Roger Bacon (c. 1214–1294), also known as Doctor Mirabilis (Latin: "Wondrous Doctor"), was an English philosopher and Franciscan friar who placed considerable emphasis on empirical methods. He is sometimes credited as one of the earliest European advocates of the modern scientific method inspired by the works of Plato and Aristotle via early Islamic scientists such as Avicenna and Averroes.

Duns Scotus

John Duns Scotus (c. 1265 – 8 November 1308) was an important philosopher and theologian of the High Middle Ages. Scotus was born around 1265, at Duns, in Berwickshire, Scotland. In 1291 he was ordained as a priest in Northampton, England. A note in Codex 66 of Merton College, Oxford, records that Scotus "flourished at Cambridge, Oxford and Paris". He died in Cologne in 1308. He is buried in the "Minoritenkirche", the Church of the Franciscans (or Minor Friars) in Cologne. He was beatified by Pope John Paul II on 20 March 1993.

Nicknamed Doctor Subtilis (the subtle doctor), he is well known for the "univocity of being," the formal distinction, and the idea of haecceity.  The univocity of being holds that existence is the most abstract concept we have and is applicable to everything that exists. The formal distinction is a way of distinguishing between different aspects of the same thing such that the distinction is intermediate between what is merely conceptual, and what is fully real or mind-independent. Haecceity (from the Latin haecceitas) is the idea of "thisness," a concept which denotes the discrete qualities, properties or characteristics of a thing which make it a particular thing.

William of Ockham

William of Ockham (c. 1288 – c. 1348) was an English Franciscan friar and scholastic philosopher.

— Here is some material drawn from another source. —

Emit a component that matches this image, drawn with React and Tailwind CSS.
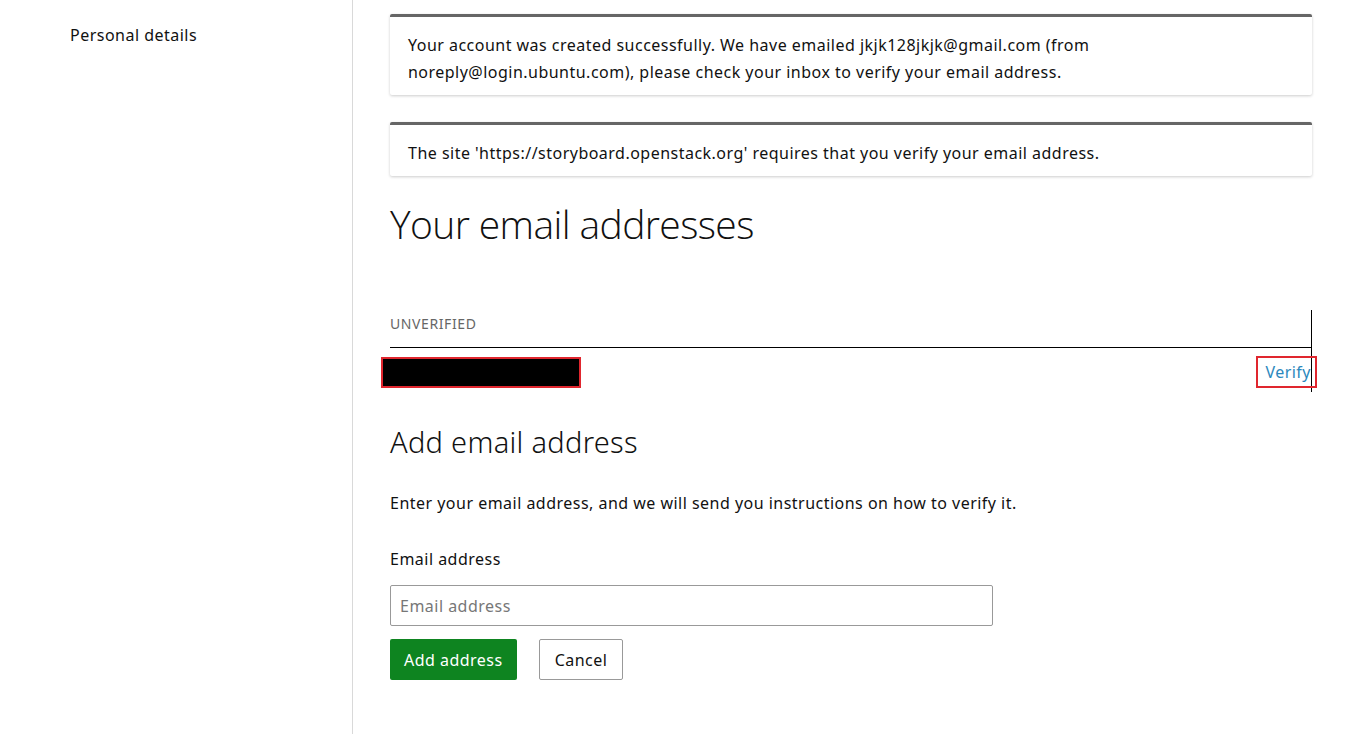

He is perhaps most well known for his principle of parsimony, famously known as Occam's razor.  This actual term is claimed not to appear in his writings, but rather summarizes the principle he expressed in passages such as Numquam ponenda est pluralitas sine necessitate [Plurality must never be posited without necessity] and Frustra fit per plura quod potest fieri per pauciora (It is futile to do with more things that which can be done with fewer). Generally it refers to distinguishing between two hypotheses either by "shaving away" unnecessary assumptions or cutting apart two similar conclusions.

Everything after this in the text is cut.